BA pilot who spent record 243 days in hospital with covid has died

British BA pilot who spent record 243 days in hospital after being struck down by Covid before finally returning home dies, aged 59

  • Nicholas Synnott, 59, punched the air after being discharged from hospital 
  • The BA pilot was admitted to a Texas hospital in March with coronavirus 
  • He was now regaining his strength with wife Nicola, 54, in Betchworth, Surrey 
  • His airline has confirmed that he has died after a 15-month battle with Covid
  • Nicholas is survived by his wife and two children: Rebecca, 24, and George, 21

British Airways pilot Nicholas Synnott has died after a 15 month battle with covid including nine months in hospital

A British Airways pilot who spent a record 243 days in an American hospital with coronavirus before returning to the UK has died after mounting an extraordinary and brave battle with illness, MailOnline can reveal today.

Father-of-two Nicholas Synnott, 59, punched the air and hugged medical staff after being discharged from intensive care in the US and heading home to Betchworth, Surrey, shortly before Christmas. 

But tragically Mr Synott has passed away 15 months after he first contracted Covid-19 on a flight to Houston and was admitted to hospital in Texas in March last year. 

He is survived by his wife Nicola, who spent every day by his bedside, and their two children Rebecca and George.  

British Airways Director of Flight Operations, Captain Al Bridger, said: ‘We are devastated by this incredibly sad news. Nick was a valued member of our pilot family and a friend to many at the airline. Our thoughts are with his family and friends at this extremely difficult time’.  

Mr Synnott spoke of his joy at leaving hospital in December and sent his best wishes to Derek Draper, the husband of Kate Garraway, saying he hoped that Mr Draper would also get home too after months in intensive care.

Mr Synnott was admitted to a Texas hospital in March, but left to return home to the UK in December. His wife Nicola, 54, (pictured together) a school administrator who spent every day at her husband’s bedside, was praised for helping him recover last year and cared for him until he died

Father-of-two Mr Synnott, 59, punched the air after being discharged and heading home to Betchworth, Surrey, shortly before Christmas

Mr Synnott was a much loved husband to Nicola and his children Rebecca and George (pictured)

His family have asked well-wishers to donate to the charity The Children’s Trust, which supports young people with brain injuries and where Nick’s daughter works.

Mr Synnott died in early Jun. His family urged well-wishers to donate to The Children’s Trust, where his daughter works

On a fundraising page in his memory it says:  Nick was a much loved husband, father, brother, uncle and friend.
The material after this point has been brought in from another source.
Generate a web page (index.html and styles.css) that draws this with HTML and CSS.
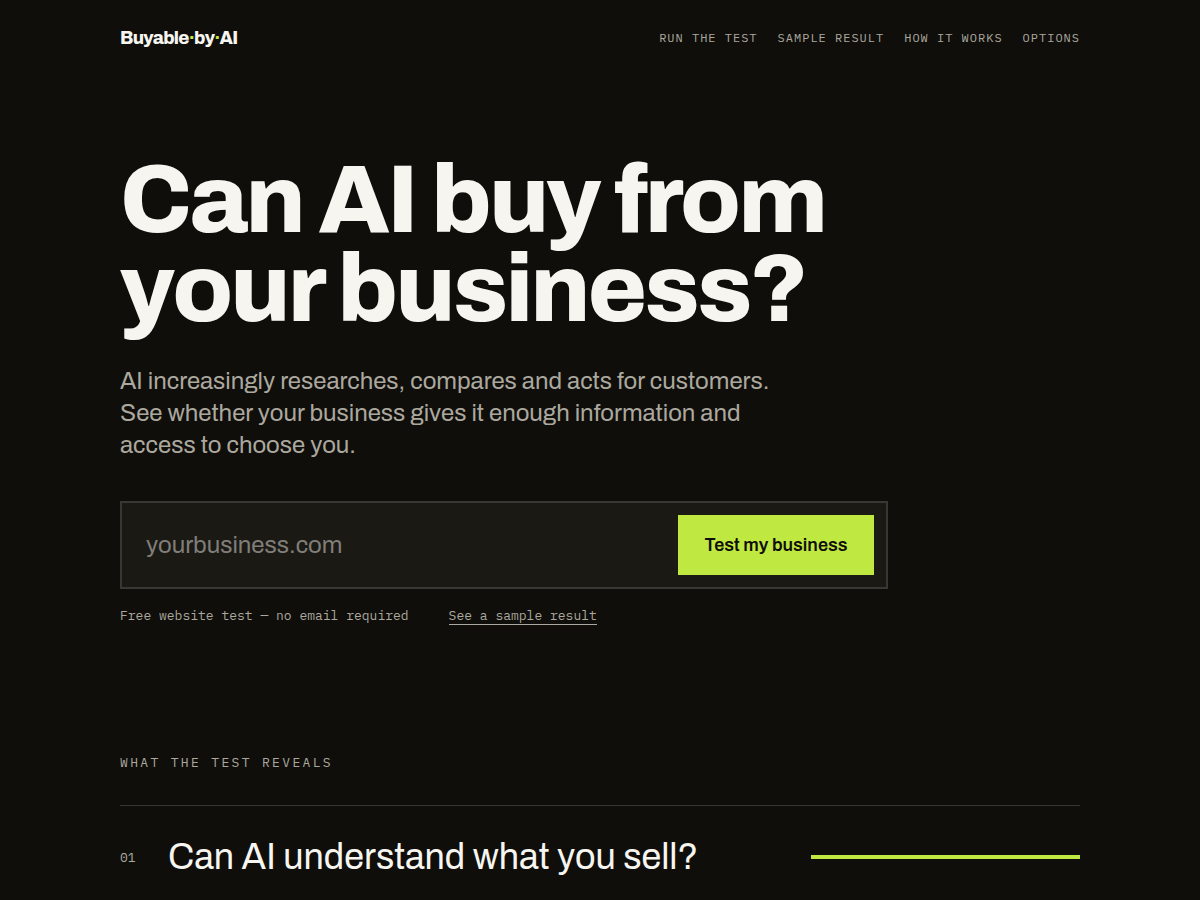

He will be dearly missed by all that knew him. 

‘In lieu of flowers, please make a donation on Nick’s behalf to The Children’s Trust, where Rebecca (Nick’s daughter) works for. 

‘Nick was very proud of the work Rebecca did for them, and would kindly ask you give them your support’.
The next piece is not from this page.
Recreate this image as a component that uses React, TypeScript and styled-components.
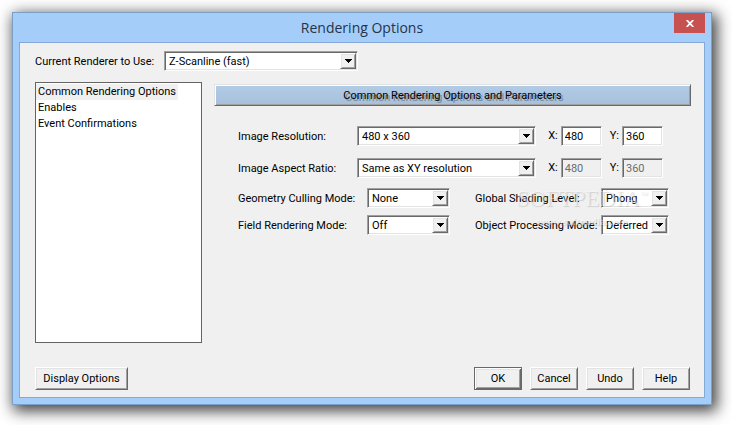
import React, { useState } from "react";
import styled, { createGlobalStyle, css } from "styled-components";

const GlobalStyle = createGlobalStyle`
  * { box-sizing: border-box; }
  body {
    margin: 0;
    background: #fff;
    font: 11px/16px Roboto, "Liberation Sans", Arial, sans-serif;
    color: #000;
  }
  button, input, select { font: inherit; color: inherit; margin: 0; border-radius: 0; }
`;

const sunken = css`
  border: 1px solid;
  border-color: #a0a0a0 #fff #fff #a0a0a0;
  box-shadow: inset 1px 1px 0 #696969, inset -1px -1px 0 #e3e3e3;
`;

const raised = css`
  border: 1px solid;
  border-color: #fff #696969 #696969 #fff;
  box-shadow: inset 1px 1px 0 #e3e3e3, inset -1px -1px 0 #a0a0a0;
`;

const Desktop = styled.main`
  padding: 12px 20px 20px 12px;
`;

const Window = styled.section`
  padding: 0 6px 6px;
  border: 1px solid #7c9fc8;
  background: #a4cdf9;
  box-shadow: 3px 4px 14px 2px rgba(0, 0, 0, 0.75);
`;

const TitleBar = styled.header`
  position: relative;
  height: 29px;
`;

const Title = styled.h1`
  margin: 0;
  padding-top: 1px;
  text-align: center;
  font: 400 14px/28px "Open Sans", "Noto Sans", sans-serif;
  color: #26344a;
`;

const CloseButton = styled.button`
  position: absolute;
  top: 0;
  right: 0;
  display: flex;
  align-items: center;
  justify-content: center;
  width: 31px;
  height: 20px;
  padding: 0;
  border: 0;
  background: #c75050;
`;

const Client = styled.div`
  padding: 8px 13px 7px 15px;
  border: 1px solid #84a9d8;
  background: #f0f0f0;
`;

const RendererRow = styled.div`
  display: flex;
  align-items: center;
`;

const Label = styled.label<{ $width: number }>`
  flex: none;
  width: ${(p) => p.$width}px;
  padding-top: 2px;
  white-space: nowrap;
`;

const SelectBox = styled.div<{ $width?: number }>`
  position: relative;
  height: 20px;
  ${(p) => (p.$width ? `flex: none; width: ${p.$width}px;` : "flex: 1; min-width: 0;")}
`;

const NativeSelect = styled.select`
  display: block;
  appearance: none;
  width: 100%;
  height: 20px;
  padding: 2px 18px 0 4px;
  background: #fff;
  outline: 0;
  ${sunken}
`;

const ArrowButton = styled.span`
  position: absolute;
  top: 2px;
  right: 2px;
  display: flex;
  align-items: center;
  justify-content: center;
  width: 16px;
  height: 16px;
  background: #f0f0f0;
  pointer-events: none;
  ${raised}
`;

const Main = styled.div`
  display: flex;
  gap: 12px;
  margin-top: 11px;
`;

const OptionList = styled.ul`
  flex: none;
  width: 167px;
  height: 261px;
  margin: 0;
  padding: 1px 0;
  list-style: none;
  border: 1px solid #646464;
  background: #fff;
`;

const OptionItem = styled.li`
  display: flex;
`;

const OptionButton = styled.button<{ $selected: boolean }>`
  height: 16px;
  padding: 0 2px;
  border: 0;
  line-height: 16px;
  background: ${(p) => (p.$selected ? "#f0f0f0" : "transparent")};
`;

const Panel = styled.div`
  flex: 1;
  min-width: 0;
  padding-top: 2px;
`;

const Banner = styled.h2`
  margin: 0;
  height: 22px;
  text-align: center;
  font-size: 11px;
  font-weight: 400;
  line-height: 22px;
  background: linear-gradient(#b3cce6, #a6bfdb);
  text-shadow: 2px 2px 0 #7c8896;
  border: 1px solid;
  border-color: #e3e3e3 #696969 #696969 #e3e3e3;
  box-shadow: inset 1px 1px 0 #fff, inset -1px -1px 0 #a0a0a0;
`;

const Settings = styled.div`
  position: relative;
  padding: 20px 22px 0 24px;
`;

const SizeRow = styled.div`
  display: flex;
  align-items: center;
  margin-bottom: 12px;
  padding-right: 6px;
`;

const AxisFields = styled.div`
  display: flex;
  gap: 8px;
  margin-left: 12px;
`;

const Axis = styled.label`
  display: flex;
  align-items: center;
  gap: 3px;
`;

const NumberInput = styled.input`
  width: 41px;
  height: 20px;
  padding: 0 3px;
  background: #fff;
  outline: 0;
  ${sunken}
  &:disabled { background: #f0f0f0; color: #6d6d6d; }
`;

const ModeGrid = styled.div`
  display: grid;
  grid-template-columns: auto auto;
  justify-content: space-between;
  row-gap: 7px;
  margin-top: -2px;
`;

const ModeField = styled.div`
  display: flex;
  align-items: center;
`;

const Watermark = styled.div`
  position: absolute;
  top: 82px;
  right: 43px;
  text-align: center;
  font-family: "Liberation Serif", serif;
  color: rgba(255, 255, 255, 0.45);
  text-shadow: 1px 1px 1px rgba(0, 0, 0, 0.14);
  pointer-events: none;
`;

const WatermarkName = styled.div`
  font-size: 23px;
  line-height: 22px;
`;

const WatermarkMark = styled.sup`
  font-size: 8px;
  line-height: 0;
`;

const WatermarkSite = styled.div`
  margin-top: 4px;
  font-size: 11px;
  font-weight: 700;
  line-height: 14px;
`;

const Footer = styled.footer`
  display: flex;
  justify-content: space-between;
  margin-top: 24px;
  padding-right: 1px;
`;

const Actions = styled.div`
  display: flex;
  gap: 8px;
`;

const PushButton = styled.button<{ $width: number; $default?: boolean }>`
  width: ${(p) => p.$width}px;
  height: 23px;
  padding: 0;
  background: #f0f0f0;
  ${raised}
  ${(p) =>
    p.$default &&
    css`
      border-color: #696969;
      box-shadow: inset 1px 1px 0 #fff, inset -1px -1px 0 #696969,
        inset 2px 2px 0 #e3e3e3, inset -2px -2px 0 #a0a0a0;
    `}
`;

type DropdownProps = { id: string; options: string[]; width?: number };

function Dropdown({ id, options, width }: DropdownProps) {
  return (
    <SelectBox $width={width}>
      <NativeSelect id={id} defaultValue={options[0]}>
        {options.map((o) => (
          <option key={o}>{o}</option>
        ))}
      </NativeSelect>
      <ArrowButton>
        <svg width="7" height="4" viewBox="0 0 7 4" shapeRendering="crispEdges" aria-hidden="true">
          <path d="M0 0h7v1H6v1H5v1H4v1H3V3H2V2H1V1H0z" />
        </svg>
      </ArrowButton>
    </SelectBox>
  );
}

function AxisPair({ disabled = false }: { disabled?: boolean }) {
  return (
    <AxisFields>
      <Axis>
        X: <NumberInput defaultValue="480" disabled={disabled} />
      </Axis>
      <Axis>
        Y: <NumberInput defaultValue="360" disabled={disabled} />
      </Axis>
    </AxisFields>
  );
}

const categories = ["Common Rendering Options", "Enables", "Event Confirmations"];

export default function App() {
  const [selected, setSelected] = useState(categories[0]);
  return (
    <Desktop>
      <GlobalStyle />
      <Window>
        <TitleBar>
          <Title>Rendering Options</Title>
          <CloseButton aria-label="Close">
            <svg width="8" height="7" viewBox="0 0 8 7" fill="none" stroke="#fff" strokeWidth="1.8" aria-hidden="true">
              <path d="M.7 0l6.6 7M7.3 0L.7 7" />
            </svg>
          </CloseButton>
        </TitleBar>
        <Client>
          <RendererRow>
            <Label $width={129} htmlFor="renderer">Current Renderer to Use:</Label>
            <Dropdown id="renderer" width={194} options={["Z-Scanline (fast)"]} />
          </RendererRow>
          <Main>
            <OptionList>
              {categories.map((c) => (
                <OptionItem key={c}>
                  <OptionButton $selected={c === selected} onClick={() => setSelected(c)}>
                    {c}
                  </OptionButton>
                </OptionItem>
              ))}
            </OptionList>
            <Panel>
              <Banner>Common Rendering Options and Parameters</Banner>
              <Settings>
                <SizeRow>
                  <Label $width={119} htmlFor="resolution">Image Resolution:</Label>
                  <Dropdown id="resolution" options={["480 x 360"]} />
                  <AxisPair />
                </SizeRow>
                <SizeRow>
                  <Label $width={119} htmlFor="aspect">Image Aspect Ratio:</Label>
                  <Dropdown id="aspect" options={["Same as XY resolution"]} />
                  <AxisPair disabled />
                </SizeRow>
                <ModeGrid>
                  <ModeField>
                    <Label $width={129} htmlFor="culling">Geometry Culling Mode:</Label>
                    <Dropdown id="culling" width={83} options={["None"]} />
                  </ModeField>
                  <ModeField>
                    <Label $width={126} htmlFor="shading">Global Shading Level:</Label>
                    <Dropdown id="shading" width={68} options={["Phong"]} />
                  </ModeField>
                  <ModeField>
                    <Label $width={129} htmlFor="field">Field Rendering Mode:</Label>
                    <Dropdown id="field" width={83} options={["Off"]} />
                  </ModeField>
                  <ModeField>
                    <Label $width={126} htmlFor="processing">Object Processing Mode:</Label>
                    <Dropdown id="processing" width={68} options={["Deferred"]} />
                  </ModeField>
                </ModeGrid>
                <Watermark aria-hidden="true">
                  <WatermarkName>
                    SOFTPEDIA<WatermarkMark>™</WatermarkMark>
                  </WatermarkName>
                  <WatermarkSite>www.softpedia.com</WatermarkSite>
                </Watermark>
              </Settings>
            </Panel>
          </Main>
          <Footer>
            <PushButton $width={93}>Display Options</PushButton>
            <Actions>
              <PushButton $width={48} $default>OK</PushButton>
              <PushButton $width={48}>Cancel</PushButton>
              <PushButton $width={48}>Undo</PushButton>
              <PushButton $width={48}>Help</PushButton>
            </Actions>
          </Footer>
        </Client>
      </Window>
    </Desktop>
  );
}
The much-loved pilot had suffered respiratory failure, was treated with a ventilator and then a heart and lung machine after falling ill last year, his doctors said. 

Mr Synnott, father of Rebecca, 24, and George, 21, from Surrey, became ill after a flight to Houston. His body was ravaged by the virus, and medics said his recovery was in part due to the devotion of his family. 

He made an extraordinary fight back with his wife Nicola, 54, a school administrator spending every day at her husband’s bedside until he left  hospital nine months later.

After leaving UT Health and Memorial Hermann Hospital, Mr Synnott, punched the air and told ABC 30 News: ‘My temperature was spiking over 100 degrees… then I went through sort of a dark phase where psychologically there were issues I had to come to terms with.’ 

He added: ‘It was a tough journey but, we’ve got where we are.’ 

Doctors praised the dedication of his wife Nicky, who never left her husband’s side

 Mr Synnott spoke out to wish luck to Derek Draper, the husband of Kate Garraway, saying he wished that he would also get out of hospital

He said that he would have liked to see Houston again, especially the city’s zoo, because he looked at every day from his hospital window. 

Cardiologist Dr Biswajit Kar, who treated Mr Synnott, said: ‘Every organ of his body was affected by Covid-19. But yet, because his health was so good as a pilot prior to the illness, he could sustain all this and survive something as serious as this.’ 

Critical care specialist Dr Bindu Akkanti said the devotion of his wife was crucial to his recovery.  

‘I think all of us on our team agreed that it was his wife,’ she said.